ImageKalmanFilter	eta
	An estimate of the variability of the world around the robot, which will be high in regions where the sensors are unreliable, and objects are likely to move. This is the actual underlying estimate data. It is exposed for convenient inspection. Don't modify it.
MatrixKalmanFilter *	alpha
	An estimate of the motor gains learned by the robot. This points to the "steady state" dynamics which are used for making eye-movements on a slow timescale. This is the actual underlying estimate data. It is exposed for convenient inspection. Don't modify it.
MatrixKalmanFilter *	nu
	An estimate of the reliability of the different individual motors. This information is currently used for doing reliable inverse kinematics. The pointer is to the "steady state" dynamics which are used for making eye-movements on a slow timescale. This is the actual underlying estimate data. It is exposed for convenient inspection. Don't modify it.
std::vector< MatrixKalmanFilter >	alphaDynamics
std::vector< MatrixKalmanFilter >	nuDynamics
std::vector< double >	timeStamps
MatrixKalmanFilter	inverseMotionModel
	A directly learned inverse model that can be used by recommendActionForDesiredTransform(). It can be enabled using setUseLearnedInverseModel(1), but it should not be. It is unreliable when there are more motors than translation dimensions, and the computed inverse method used by default is much better at taking the reliability of the individaul motors into account. This is the actual underlying estimate data. It is exposed for convenient inspection. Don't modify it.
Friends
std::ostream &	operator<< (std::ostream &ofs, const InternalMotionModel &feat)
	Write to a file.
std::istream &	operator>> (std::istream &ifs, InternalMotionModel &feat)
	Read from a file.

Detailed Description

Machine Perception Primitive: An implementation of a model that allows a robot to learn about its own motion.

This code is an extension of the approach first described in Butko and Movellan, "Learning to Look," 2010 (see Related Publications).

The default parameters were found to work well for three different robots. Hopefully they will work for your robot too.

For learning, it is sufficient to call "updateModelMAP" with the robot's current field of view (a 320x240 floating point image) and previous action. After learning, appropriate motor commands can be found using "recommendActionForDesiredTransform".

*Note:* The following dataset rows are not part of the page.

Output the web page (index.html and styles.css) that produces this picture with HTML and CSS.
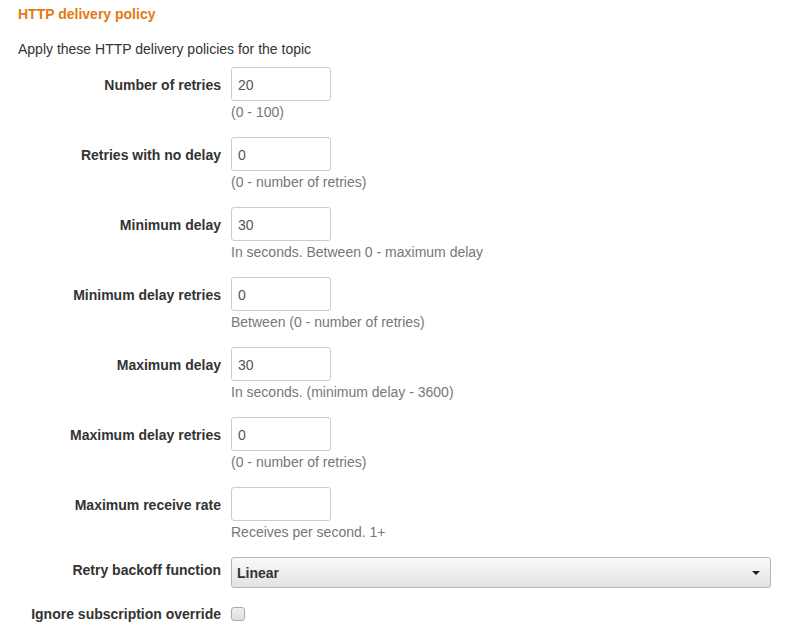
FILE: index.html
```html
<!DOCTYPE html>
<html>
<head>
<meta charset="utf-8">
<link rel="stylesheet" href="styles.css">
</head>
<body>
<div class="page">
  <h2 class="title">HTTP delivery policy</h2>
  <p class="desc">Apply these HTTP delivery policies for the topic</p>
  <div class="form">
    <div class="row">
      <label class="lbl">Number of retries</label>
      <div class="ctl"><div class="input">20</div><div class="help">(0 - 100)</div></div>
    </div>
    <div class="row">
      <label class="lbl">Retries with no delay</label>
      <div class="ctl"><div class="input">0</div><div class="help">(0 - number of retries)</div></div>
    </div>
    <div class="row">
      <label class="lbl">Minimum delay</label>
      <div class="ctl"><div class="input">30</div><div class="help">In seconds. Between 0 - maximum delay</div></div>
    </div>
    <div class="row">
      <label class="lbl">Minimum delay retries</label>
      <div class="ctl"><div class="input">0</div><div class="help">Between (0 - number of retries)</div></div>
    </div>
    <div class="row">
      <label class="lbl">Maximum delay</label>
      <div class="ctl"><div class="input">30</div><div class="help">In seconds. (minimum delay - 3600)</div></div>
    </div>
    <div class="row">
      <label class="lbl">Maximum delay retries</label>
      <div class="ctl"><div class="input">0</div><div class="help">(0 - number of retries)</div></div>
    </div>
    <div class="row">
      <label class="lbl">Maximum receive rate</label>
      <div class="ctl"><div class="input"></div><div class="help">Receives per second. 1+</div></div>
    </div>
    <div class="row row-select">
      <label class="lbl">Retry backoff function</label>
      <div class="ctl wide"><div class="select"><span>Linear</span><span class="caret"></span></div></div>
    </div>
    <div class="row row-check">
      <label class="lbl">Ignore subscription override</label>
      <div class="ctl"><span class="check"></span></div>
    </div>
  </div>
</div>
</body>
</html>
```
FILE: styles.css
```css
html, body { margin: 0; padding: 0; background: #fff; }
body { font-family: "Liberation Sans", Arial, sans-serif; font-size: 14px; color: #333; }
.page { padding: 5px 18px 0 18px; }
.title { margin: 0; font-size: 14px; font-weight: bold; color: #e47911; line-height: 18px; }
.desc { margin: 17px 0 0 0; line-height: 18px; }
.form { margin-top: 9px; }
.row { display: flex; align-items: flex-start; height: 70px; }
.lbl { width: 203px; flex: none; text-align: right; font-weight: bold; padding-top: 10px; line-height: 17px; margin-right: 10px; color: #333; }
.ctl { display: flex; flex-direction: column; }
.wide { flex: 1; }
.input { width: 86px; height: 32px; border: 1px solid #ccc; border-radius: 3px; padding: 0 6px; line-height: 34px; color: #555; box-sizing: content-box; overflow: hidden; }
.help { color: #777; line-height: 18px; margin-top: 2px; }
.row-select { height: 49px; }
.row-select .lbl { padding-top: 5px; }
.select { height: 29px; border: 1px solid #b5b5b5; border-radius: 3px; background: linear-gradient(#fafafa, #e2e2e2); display: flex; align-items: center; justify-content: space-between; padding: 0 10px 0 5px; font-weight: bold; color: #333; margin-right: 15px; }
.caret { width: 0; height: 0; border-left: 4px solid transparent; border-right: 4px solid transparent; border-top: 4px solid #222; }
.row-check { height: 30px; }
.row-check .lbl { padding-top: 0; }
.check { display: block; width: 12px; height: 12px; border: 1px solid #aaa; border-radius: 3px; background: linear-gradient(#f0f0f0, #ddd); margin-top: 1px; }
```
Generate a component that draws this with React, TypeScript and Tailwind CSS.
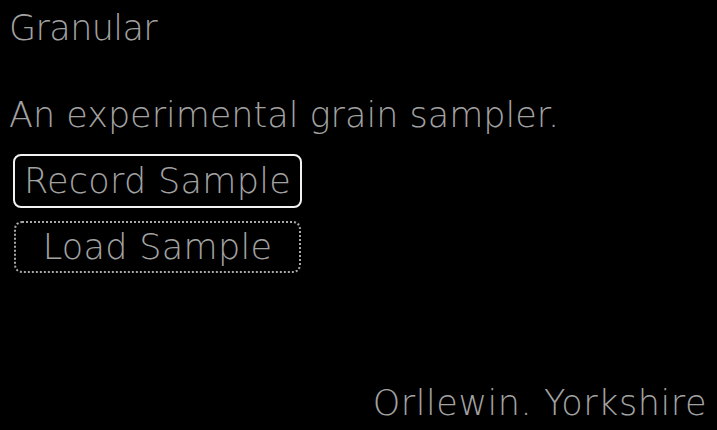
import React from "react";

export default function App() {
  const font = { fontFamily: '"DejaVu Sans", "Liberation Sans", sans-serif' };
  return (
    <div
      className="w-[717px] h-[430px] bg-black text-[#a2a2a2] flex flex-col pl-[9px] pt-[11px] pb-[9px] pr-[10px] overflow-hidden font-extralight"
      style={font}
    >
      <div className="text-[35px] leading-[35px] whitespace-nowrap tracking-[-0.6px]">Granular</div>
      <div className="text-[35px] leading-[35px] mt-[52px] whitespace-nowrap">
        An experimental grain sampler.
      </div>
      <button className="mt-[21px] ml-[4px] w-[289px] h-[54px] border-2 border-solid border-[#f2f2f2] rounded-[8px] text-[35px] leading-[35px] flex items-center justify-center whitespace-nowrap text-[#a2a2a2] font-extralight tracking-[0.3px]">
        Record Sample
      </button>
      <button className="mt-[13px] ml-[5px] w-[287px] h-[52px] border-2 border-dotted border-[#a8a8a8] rounded-[8px] text-[35px] leading-[35px] flex items-center justify-center whitespace-nowrap text-[#a2a2a2] font-extralight tracking-[0.3px]">
        Load Sample
      </button>
      <div className="mt-auto self-end text-[35px] leading-[35px] whitespace-nowrap tracking-[0.55px]">
        Orllewin. Yorkshire
      </div>
    </div>
  );
}
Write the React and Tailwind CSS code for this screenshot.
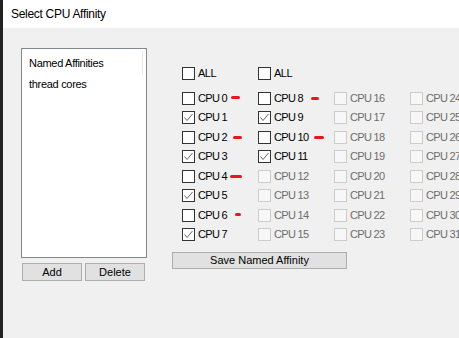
import React from "react"

const font = { fontFamily: '"Liberation Sans", Arial, sans-serif' }

// red hand-drawn marks next to some cpus: [left offset in cell, top offset, width, height]
const marks = {
  0: [49, 4, 9, 3],
  2: [51, 5, 9, 3],
  4: [48, 5, 12, 3],
  6: [53, 4, 6, 3],
  8: [53, 5, 8, 3],
  10: [56, 5, 10, 3],
}

const checked = [1, 3, 5, 7, 9, 11]

function Box({ on, disabled }) {
  return (
    <span
      className={
        "w-[13px] h-[13px] shrink-0 border flex items-center justify-center " +
        (disabled ? "border-[#cccccc] bg-[#f7f7f7]" : "border-[#333333] bg-white")
      }
    >
      {on && (
        <svg width="11" height="11" viewBox="0 0 11 11">
          <polyline points="1.5,5.5 4,8.5 9.5,2" fill="none" stroke="#666" strokeWidth="1" />
        </svg>
      )}
    </span>
  )
}

function Check({ label, on, disabled, mark }) {
  return (
    <div className="relative h-[19.43px] flex items-start w-[76px] shrink-0">
      <div className="flex items-center h-[13px]">
        <Box on={on} disabled={disabled} />
        <span
          className={
            "ml-[3px] text-[11px] leading-none whitespace-nowrap tracking-[-0.7px] " +
            (disabled ? "text-[#6d6d6d]" : "text-black")
          }
        >
          {label}
        </span>
      </div>
      {mark && (
        <span
          className="absolute bg-[#e8161b] rounded-full"
          style={{ left: mark[0], top: mark[1], width: mark[2], height: mark[3] }}
        />
      )}
    </div>
  )
}

export default function App() {
  const cols = [0, 1, 2, 3]
  return (
    <div className="w-[459px] h-[338px] flex overflow-hidden bg-[#f0f0f0]" style={font}>
      <div className="w-[3px] bg-[#222222] shrink-0" />
      <div className="flex-1 flex flex-col min-w-0">
        <div className="h-[28px] bg-white flex items-center pl-[8px] text-[12px] tracking-[-0.3px] text-black shrink-0">
          Select CPU Affinity
        </div>
        <div className="flex-1 flex pt-[20px] pl-[18px]">
          <div className="flex flex-col w-[126px] shrink-0">
            <div className="relative h-[210px] border border-[#828790] bg-white pt-[6px] pl-[7px] text-[11px] tracking-[-0.3px] text-black">
              <div className="h-[21px]">Named Affinities</div>
              <div className="h-[21px]">thread cores</div>
              <span className="absolute right-[3px] top-[2px] w-px h-[23px] bg-[#e6e6e6]" />
            </div>
            <div className="flex gap-[3px] mt-[5px] pl-px">
              <button className="w-[60px] h-[18px] bg-[#e1e1e1] border border-[#adadad] text-[11px] text-black leading-none">
                Add
              </button>
              <button className="w-[60px] h-[18px] bg-[#e1e1e1] border border-[#adadad] text-[11px] text-black leading-none">
                Delete
              </button>
            </div>
          </div>
          <div className="flex flex-col ml-[25px] pt-[19px] min-w-0">
            <div className="flex pl-[10px]">
              {cols.map((c) =>
                c < 2 ? (
                  <div key={c} className="h-[25px] w-[76px] shrink-0 flex items-start">
                    <div className="flex items-center h-[13px]">
                      <Box />
                      <span className="ml-[3px] text-[11px] leading-none tracking-[-0.5px]">ALL</span>
                    </div>
                  </div>
                ) : (
                  <div key={c} className="w-[76px] shrink-0" />
                )
              )}
            </div>
            <div className="flex pl-[10px]">
              {cols.map((c) => (
                <div key={c} className="flex flex-col">
                  {[0, 1, 2, 3, 4, 5, 6, 7].map((r) => {
                    const n = c * 8 + r
                    return (
                      <Check
                        key={n}
                        label={"CPU " + n}
                        on={checked.includes(n)}
                        disabled={n >= 12}
                        mark={marks[n]}
                      />
                    )
                  })}
                </div>
              ))}
            </div>
            <button className="mt-[5px] w-[175px] h-[17px] bg-[#e1e1e1] border border-[#adadad] text-[11px] text-black leading-none">
              Save Named Affinity
            </button>
          </div>
        </div>
      </div>
    </div>
  )
}
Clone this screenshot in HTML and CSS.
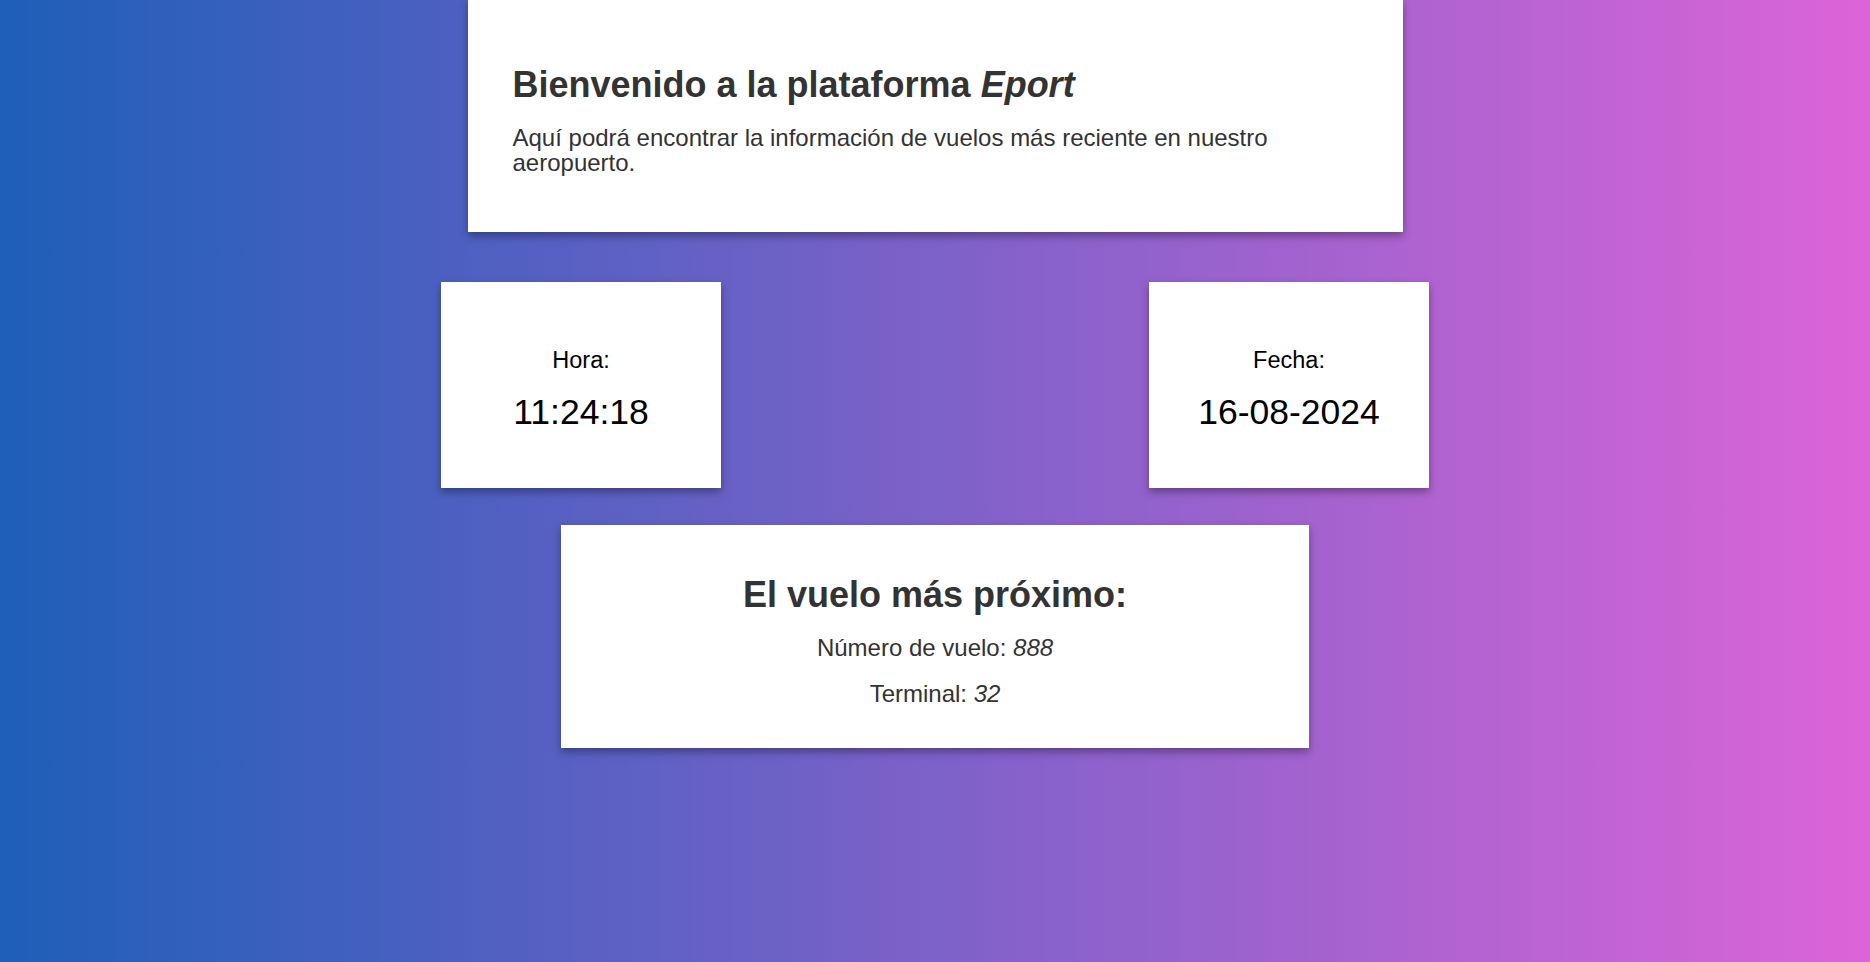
FILE: index.html
```html
<!DOCTYPE html>
<html lang="es">
<head>
<meta charset="utf-8">
<title>Eport</title>
<link rel="stylesheet" href="styles.css">
</head>
<body>
<main class="page">
  <section class="card welcome">
    <h1 class="welcome-title">Bienvenido a la plataforma <em>Eport</em></h1>
    <p class="welcome-text">Aquí podrá encontrar la información de vuelos más reciente en nuestro aeropuerto.</p>
  </section>
  <section class="clock-row">
    <div class="card clock">
      <div class="clock-label">Hora:</div>
      <div class="clock-value">11:24:18</div>
    </div>
    <div class="card clock">
      <div class="clock-label">Fecha:</div>
      <div class="clock-value">16-08-2024</div>
    </div>
  </section>
  <section class="card flight">
    <h2 class="flight-title">El vuelo más próximo:</h2>
    <p class="flight-line">Número de vuelo: <em>888</em></p>
    <p class="flight-line">Terminal: <em>32</em></p>
  </section>
</main>
</body>
</html>
```

FILE: styles.css
```css
* { box-sizing: border-box; }

html, body {
  margin: 0;
  padding: 0;
}

body {
  min-height: 100vh;
  background: linear-gradient(to right, #1e5fb9, #dc64d8);
  font-family: "Liberation Sans", Arial, sans-serif;
  color: #333;
}

.page {
  display: flex;
  flex-direction: column;
  align-items: center;
  min-height: 100vh;
}

.card {
  background: #fff;
  box-shadow: 0 4px 8px rgba(0, 0, 0, 0.35);
}

.welcome {
  width: 50%;
  padding: 65px 45px 57px;
}

.welcome-title {
  margin: 0;
  font-size: 36px;
  line-height: 40px;
  font-weight: bold;
  color: #333;
}

.welcome-text {
  margin: 20px 0 0;
  font-size: 24px;
  line-height: 25px;
  color: #333;
}

.clock-row {
  margin-top: 50px;
  width: 988px;
  display: flex;
  justify-content: space-between;
}

.clock {
  width: 280px;
  height: 206px;
  padding-top: 65px;
  text-align: center;
  color: #000;
}

.clock-label {
  font-size: 23.5px;
  line-height: 26px;
}

.clock-value {
  margin-top: 19px;
  font-size: 35.5px;
  line-height: 40px;
}

.flight {
  margin-top: 37px;
  width: 40%;
  padding: 50px 20px 41px;
  text-align: center;
}

.flight-title {
  margin: 0;
  font-size: 36px;
  line-height: 40px;
  font-weight: bold;
  color: #333;
}

.flight-line {
  margin: 20px 0 0;
  font-size: 24px;
  line-height: 26px;
  color: #333;
}
```
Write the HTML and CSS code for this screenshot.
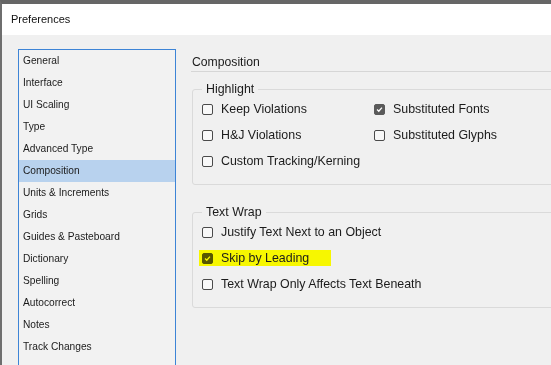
FILE: index.html
```html
<!DOCTYPE html>
<html>
<head>
  <meta name="viewport" content="width=device-width, initial-scale=1.0">
  <title>Preferences</title>
  <link rel="stylesheet" href="styles.css">
</head>
<body>

<div class="window">
  <div class="titlebar">Preferences</div>

  <div class="content">
    <ul class="nav">
      <li>General</li>
      <li>Interface</li>
      <li>UI Scaling</li>
      <li>Type</li>
      <li>Advanced Type</li>
      <li class="active">Composition</li>
      <li>Units &amp; Increments</li>
      <li>Grids</li>
      <li>Guides &amp; Pasteboard</li>
      <li>Dictionary</li>
      <li>Spelling</li>
      <li>Autocorrect</li>
      <li>Notes</li>
      <li>Track Changes</li>
    </ul>

    <div class="panel">
      <div class="panel-title">Composition</div>

      <fieldset class="group">
        <legend>Highlight</legend>
        <div class="options two-col">
          <label class="option"><span class="box"></span>Keep Violations</label>
          <label class="option">
            <span class="box checked"><svg viewBox="0 0 11 11"><polyline points="2.5,5.6 4.6,7.6 8.5,3.2"/></svg></span>Substituted Fonts
          </label>
          <label class="option"><span class="box"></span>H&amp;J Violations</label>
          <label class="option"><span class="box"></span>Substituted Glyphs</label>
          <label class="option"><span class="box"></span>Custom Tracking/Kerning</label>
        </div>
      </fieldset>

      <fieldset class="group">
        <legend>Text Wrap</legend>
        <div class="options">
          <label class="option"><span class="box"></span>Justify Text Next to an Object</label>
          <label class="option">
            <span class="marker">
              <span class="box checked"><svg viewBox="0 0 11 11"><polyline points="2.5,5.6 4.6,7.6 8.5,3.2"/></svg></span>Skip by Leading
            </span>
          </label>
          <label class="option"><span class="box"></span>Text Wrap Only Affects Text Beneath</label>
        </div>
      </fieldset>
    </div>
  </div>
</div>

</body>
</html>
```

FILE: styles.css
```css
body {
  margin: 0;
  padding: 0;
  overflow: hidden;
  background: #f0f0f0;
  font-family: "Liberation Sans", Arial, sans-serif;
  color: #1b1b1b;
}

.window {
  width: 620px;
  height: 400px;
  border-top: 4px solid #666666;
  border-left: 2px solid #6e6e6e;
  background: #f0f0f0;
}

.titlebar {
  height: 31px;
  line-height: 31px;
  padding-left: 9px;
  background: #ffffff;
  font-size: 11px;
  color: #111;
}

.content {
  display: flex;
  gap: 15px;
  padding: 14px 0 0 16px;
}

/* left category list */
.nav {
  list-style: none;
  margin: 0;
  padding: 0;
  width: 158px;
  height: 340px;
  box-sizing: border-box;
  border: 1px solid #3d84d6;
  background: #f2f2f2;
  overflow: hidden;
}

.nav li {
  height: 22px;
  line-height: 22px;
  padding-left: 4px;
  font-size: 10.2px;
  white-space: nowrap;
  user-select: none;
}

.nav li.active {
  background: #b8d2ee;
}

/* right side */
.panel {
  flex: 1;
}

.panel-title {
  margin-top: 5px;
  padding: 0 0 1px 1px;
  line-height: 16px;
  font-size: 12.2px;
  border-bottom: 1px solid #d6d6d6;
}

.group {
  margin: 9px 0 0 1px;
  padding: 3px 0 14px 9px;
  border: 1px solid #dadada;
  border-radius: 3px;
  font-size: 12.4px;
}

.group + .group {
  margin-top: 19px;
}

.group legend {
  padding: 0 4px;
  line-height: 16px;
}

.options {
  display: grid;
  row-gap: 8px;
}

.options.two-col {
  grid-template-columns: 172px auto;
}

.option {
  display: flex;
  align-items: center;
  gap: 8px;
  height: 18px;
  white-space: nowrap;
}

.box {
  display: inline-flex;
  width: 11px;
  height: 11px;
  box-sizing: border-box;
  border: 1px solid #4a4a4a;
  border-radius: 2px;
  background: #f8f8f8;
  flex-shrink: 0;
}

.box.checked {
  background: #5a5a5a;
  border-color: #5a5a5a;
}

.box svg {
  width: 9px;
  height: 9px;
}

.box polyline {
  fill: none;
  stroke: #ffffff;
  stroke-width: 1.6;
}

/* yellow marker drawn over the screenshot */
.marker {
  display: inline-flex;
  align-items: center;
  gap: 8px;
  height: 16px;
  margin-left: -3px;
  padding: 0 22px 0 3px;
  background: #f7f700;
}

.marker .box {
  mix-blend-mode: multiply;
}
```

Actions should be represented using a relative coordinate system such that 0 means "no change," and the sign indicates the direction of motion. The default parameters were chosen in a situation where an action of 1 represented the largest possible movement on a given motor (e.g. from the left-most end of the motor's range to the right-most). So, an action of 1 would always move the motor to the right-most extreme, regardless of where you started, -1 would always move the motor to the left-most extreme. A value of .1 would move the motor 1/10th of the total range of motion. Sending an action of -1, +1 would result in the same end point as calling -1, +1/3, +1/3, +1/3. This endpoint will be the same regardless of starting point because the intial -1 will always saturate the motor's range, pushing it to the extreme.

Author:: Nicholas Butko

Date:: 2010

Version:: 0.4

Constructor & Destructor Documentation

InternalMotionModel::InternalMotionModel	(	int	numActuators,
		cv::Size	obsSize = `cv::Size(320, 240)`,
		size_t	numDynamicsModels = `30`
	)

Main Constructor.

The internal motion model takes three arguments: numActuators (degrees of freedom that affect camera motion), obsSize (size of the image grabbed by the camera), and numDynamicsModels.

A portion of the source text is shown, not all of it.